In my view, never consider a timeshare an "investment", but hey, it's your money and you can spend it any way you want.


----------



## tahoeJoe (Aug 4, 2012)

*Every Other Year (EOY)*

Renting out your timeshare can be economically risky. There have been many threads on TUG regarding this topic. Personally, I wouldn't pursue this option. 

If you can't, or don't want to, use HGVC every year, might I suggest you consider an EOY ownership. They were designed for people in your exact situtation. I have several and I prefer EOY over EY ownership.


----------



## UWSurfer (Aug 4, 2012)

I'd suggest you forget timeshare as a financial investment as they notoriously don't work out as one, other than investment in committing to taking a vacation.

I will note I do use one of my HGVC weeks as convention housing for which my employer reimburses my MF's as I use it for a full week. 

That said, if you are looking at a 1 bdrm now, you'll likely want a two bedroom when the kids become teenagers shortly.  With HGVC you simply need to have enough points to book what you want, regardless of whatever you already own.  The points required will vary from resort and season, although there is a grid that helps identify what those times are.   IF you only plan to use it every other year and you purchase a 1 bdrm, you can accumulate your points for the two year period to book something which costs more points.  

With HGVC you can always borrow from the year ahead and some here (myself included) will tell you it's better to run a deficit in points by borrowing from the year ahead than to "rescue" this years points into next year as there is a fee to do that.

HGVC is very flexible and favorable to owners...but flexibility can also equal confusion as you sort out the system.  Don't worry about that but renting out your HGVC week, while do-able isn't all that practical in my experience.


----------



## gnorth16 (Aug 4, 2012)

HHV is relatively easy to rent out and is profitable.  But from an investment point of view, there are better ways to invest.  Timeshares or otherwise.  All IMO of course.


----------



## ronparise (Aug 4, 2012)

I dont own HGVC so I cant comment on how it might work for you, But I can speak a little about investing, investing in real estate and investing in timeshares.

Conventional wisdom is that timeshares shouldnt be considered an investment. I disagree.

There are generally three possible investment goals when investing  in realestate. 

1) invest for future appreciation, for example a growth stock, or a piece of land in the path of growth . These investments dont pay an income or a return on  investment, but we do expect them to go up in value

2) invest for income for example a municipal bond or bank CD  These investments have value because of the income they generate, 

3) invest for some income now and some appreciation later., perhaps a dividend paying stock or an apartment building.
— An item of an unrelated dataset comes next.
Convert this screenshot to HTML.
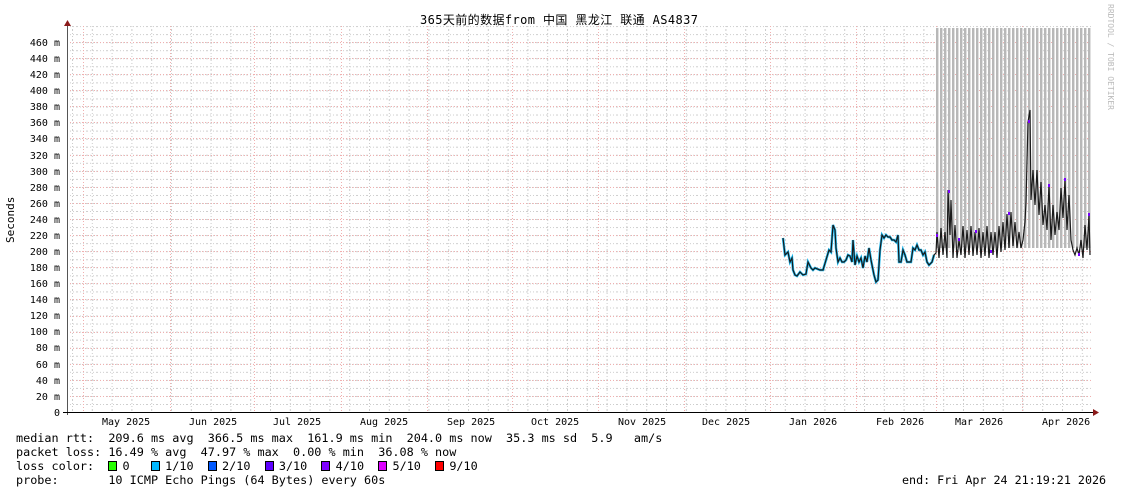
<!DOCTYPE html>
<html><head><meta charset="utf-8"><style>
html,body{margin:0;padding:0;background:#fff;}
body{width:1121px;height:494px;overflow:hidden;position:relative;font-family:"DejaVu Sans Mono","Liberation Mono","Noto Sans CJK SC",monospace;}
.t{position:absolute;font-size:11px;color:#000;white-space:pre;line-height:13px;}
.s{display:inline-block;width:7px;height:8px;border:1px solid #000;margin-right:-1.9px;vertical-align:-1px;}
</style></head><body>
<svg width="1121" height="494" style="position:absolute;left:0;top:0">
<defs>
<pattern id="hmin" width="10" height="8.04" patternUnits="userSpaceOnUse" x="67" y="404"><line x1="0" y1="0.5" x2="10" y2="0.5" stroke="#ccc" stroke-dasharray="1,2"/></pattern>
<pattern id="vmin" width="19.8" height="10" patternUnits="userSpaceOnUse" x="72" y="0"><line x1="0.5" y1="0" x2="0.5" y2="10" stroke="#ccc" stroke-dasharray="1,2"/></pattern>
<pattern id="smoke" width="4" height="10" patternUnits="userSpaceOnUse" x="936" y="0"><rect x="0" y="0" width="2" height="10" fill="#b8b8b8"/><rect x="2" y="0" width="1" height="10" fill="#e0e0e0"/></pattern>
</defs>
<rect x="67" y="26" width="1026" height="386" fill="url(#hmin)"/>
<rect x="67" y="26" width="1026" height="386" fill="url(#vmin)"/>
<g stroke="#f0b0b0" stroke-dasharray="1,2">
<line x1="67" y1="396.5" x2="1093" y2="396.5"/><line x1="67" y1="380.5" x2="1093" y2="380.5"/><line x1="67" y1="364.5" x2="1093" y2="364.5"/><line x1="67" y1="348.5" x2="1093" y2="348.5"/><line x1="67" y1="332.5" x2="1093" y2="332.5"/><line x1="67" y1="316.5" x2="1093" y2="316.5"/><line x1="67" y1="299.5" x2="1093" y2="299.5"/><line x1="67" y1="283.5" x2="1093" y2="283.5"/><line x1="67" y1="267.5" x2="1093" y2="267.5"/><line x1="67" y1="251.5" x2="1093" y2="251.5"/><line x1="67" y1="235.5" x2="1093" y2="235.5"/><line x1="67" y1="219.5" x2="1093" y2="219.5"/><line x1="67" y1="203.5" x2="1093" y2="203.5"/><line x1="67" y1="187.5" x2="1093" y2="187.5"/><line x1="67" y1="171.5" x2="1093" y2="171.5"/><line x1="67" y1="155.5" x2="1093" y2="155.5"/><line x1="67" y1="138.5" x2="1093" y2="138.5"/><line x1="67" y1="122.5" x2="1093" y2="122.5"/><line x1="67" y1="106.5" x2="1093" y2="106.5"/><line x1="67" y1="90.5" x2="1093" y2="90.5"/><line x1="67" y1="74.5" x2="1093" y2="74.5"/><line x1="67" y1="58.5" x2="1093" y2="58.5"/><line x1="67" y1="42.5" x2="1093" y2="42.5"/>
<line x1="83.5" y1="26" x2="83.5" y2="412"/><line x1="170.5" y1="26" x2="170.5" y2="412"/><line x1="254.5" y1="26" x2="254.5" y2="412"/><line x1="341.5" y1="26" x2="341.5" y2="412"/><line x1="427.5" y1="26" x2="427.5" y2="412"/><line x1="512.5" y1="26" x2="512.5" y2="412"/><line x1="598.5" y1="26" x2="598.5" y2="412"/><line x1="684.5" y1="26" x2="684.5" y2="412"/><line x1="770.5" y1="26" x2="770.5" y2="412"/><line x1="856.5" y1="26" x2="856.5" y2="412"/><line x1="936.5" y1="26" x2="936.5" y2="412"/><line x1="1022.5" y1="26" x2="1022.5" y2="412"/>
</g>
<rect x="936" y="28" width="155" height="220" fill="url(#smoke)"/>
<polyline fill="none" stroke="#19b8f0" stroke-width="2.5" points="783,238 785,255 788,252 790,262 792,258 793,270 795,275 797,276 800,272 803,275 806,274 808,262 811,268 813,270 815,268 820,270 823,270 826,260 829,250 831,252 833,225 835,230 836,248 838,262 840,258 842,262 844,262 846,260 848,255 850,256 852,262 853,240 855,265 857,256 859,262 861,258 863,268 865,256 867,262 869,248 871,260 874,275 876,282 878,280 880,250 882,235 884,238 886,235 888,237 890,237 892,240 894,240 896,242 898,235 899,262 901,262 903,250 905,255 907,262 909,262 911,262 913,248 915,250 917,245 919,250 921,250 923,255 925,252 927,262 929,265 932,262 934,255"/>
<polyline fill="none" stroke="#1a1a1a" stroke-width="1.2" points="783,238 785,255 788,252 790,262 792,258 793,270 795,275 797,276 800,272 803,275 806,274 808,262 811,268 813,270 815,268 820,270 823,270 826,260 829,250 831,252 833,225 835,230 836,248 838,262 840,258 842,262 844,262 846,260 848,255 850,256 852,262 853,240 855,265 857,256 859,262 861,258 863,268 865,256 867,262 869,248 871,260 874,275 876,282 878,280 880,250 882,235 884,238 886,235 888,237 890,237 892,240 894,240 896,242 898,235 899,262 901,262 903,250 905,255 907,262 909,262 911,262 913,248 915,250 917,245 919,250 921,250 923,255 925,252 927,262 929,265 932,262 934,255 936,253 937,232 939,258 941,228 943,255 945,232 947,258 948,190 950,235 951,200 953,258 955,225 957,258 959,240 961,255 963,226 965,258 967,230 969,255 971,226 973,256 975,232 977,255 979,228 981,258 983,232 985,256 987,226 989,258 991,232 993,255 995,232 997,258 999,226 1001,252 1003,222 1005,250 1007,214 1009,248 1011,212 1013,246 1015,222 1017,248 1019,232 1021,248 1023,240 1025,222 1026,202 1028,122 1030,110 1031,200 1033,170 1035,205 1037,170 1039,215 1041,182 1043,225 1045,205 1047,230 1049,185 1051,240 1053,205 1055,235 1057,212 1059,230 1061,188 1063,218 1065,180 1067,230 1069,195 1071,240 1073,250 1075,255 1077,248 1079,255 1081,240 1083,258 1085,225 1087,250 1089,215 1090,255"/>
<g fill="#7a00ff"><rect x="936" y="234" width="2" height="3"/><rect x="948" y="190" width="2" height="3"/><rect x="958" y="238" width="2" height="3"/><rect x="975" y="230" width="2" height="3"/><rect x="990" y="250" width="2" height="3"/><rect x="1008" y="212" width="2" height="3"/><rect x="1028" y="120" width="2" height="3"/><rect x="1048" y="184" width="2" height="3"/><rect x="1064" y="178" width="2" height="3"/><rect x="1078" y="253" width="2" height="3"/><rect x="1088" y="213" width="2" height="3"/></g>
<line x1="67.5" y1="22" x2="67.5" y2="415" stroke="#555"/>
<line x1="63" y1="412.5" x2="1095" y2="412.5" stroke="#000"/>
<polygon points="64,26 71,26 67.5,20" fill="#8b1a1a"/>
<polygon points="1093,409 1093,416 1099,412.5" fill="#8b1a1a"/>
<text x="1108" y="4" font-size="8" fill="#bbb" font-family="DejaVu Sans Mono,monospace" transform="rotate(90 1108 4)">RRDTOOL / TOBI OETIKER</text>
<text x="14" y="243" font-size="11" font-family="DejaVu Sans Mono,monospace" transform="rotate(-90 14 243)">Seconds</text>
</svg>
<div class="t" style="left:420px;top:14px;font-size:12px;letter-spacing:0.4px;">365天前的数据from 中国 黑龙江 联通 AS4837</div>
<div class="t" style="left:0;top:36px;width:60px;text-align:right;font-size:10px;line-height:16.08px;">460 m
440 m
420 m
400 m
380 m
360 m
340 m
320 m
300 m
280 m
260 m
240 m
220 m
200 m
180 m
160 m
140 m
120 m
100 m
 80 m
 60 m
 40 m
 20 m
    0</div>
<div class="t" style="left:102px;top:416px;font-size:10px;">May 2025</div>
<div class="t" style="left:189px;top:416px;font-size:10px;">Jun 2025</div>
<div class="t" style="left:273px;top:416px;font-size:10px;">Jul 2025</div>
<div class="t" style="left:360px;top:416px;font-size:10px;">Aug 2025</div>
<div class="t" style="left:447px;top:416px;font-size:10px;">Sep 2025</div>
<div class="t" style="left:531px;top:416px;font-size:10px;">Oct 2025</div>
<div class="t" style="left:618px;top:416px;font-size:10px;">Nov 2025</div>
<div class="t" style="left:702px;top:416px;font-size:10px;">Dec 2025</div>
<div class="t" style="left:789px;top:416px;font-size:10px;">Jan 2026</div>
<div class="t" style="left:876px;top:416px;font-size:10px;">Feb 2026</div>
<div class="t" style="left:955px;top:416px;font-size:10px;">Mar 2026</div>
<div class="t" style="left:1042px;top:416px;font-size:10px;">Apr 2026</div>
<div class="t" style="left:16px;top:431px;font-size:11.8px;line-height:14px;">median rtt:  209.6 ms avg  366.5 ms max  161.9 ms min  204.0 ms now  35.3 ms sd  5.9   am/s
packet loss: 16.49 % avg  47.97 % max  0.00 % min  36.08 % now
loss color:  <span class="s" style="background:#26ff00"></span> 0   <span class="s" style="background:#00b8ff"></span> 1/10  <span class="s" style="background:#0059ff"></span> 2/10  <span class="s" style="background:#5e00ff"></span> 3/10  <span class="s" style="background:#7e00ff"></span> 4/10  <span class="s" style="background:#dd00ff"></span> 5/10  <span class="s" style="background:#ff0000"></span> 9/10
probe:       10 ICMP Echo Pings (64 Bytes) every 60s</div>
<div class="t" style="left:902px;top:473px;font-size:11.7px;line-height:14px;">end: Fri Apr 24 21:19:21 2026</div>
</body></html>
With these you get an income now, and if the dividend or rent increases, the value of the asset ought to increase too

Some investments are passive investments, like the bank cd, or muni bond or a mutual fund, Some investments require your active participation, like an apartment building 

So can timeshares be an investment? I think so. Perhaps not an investment for growth, but I think that there are timeshares that will generate an income. Its not a passive income, at least the way I do it, but my timeshares do provide a little income. As long as I can consistently rent what I own for something more than my annual expenses, Ill call what what I own an active investment. 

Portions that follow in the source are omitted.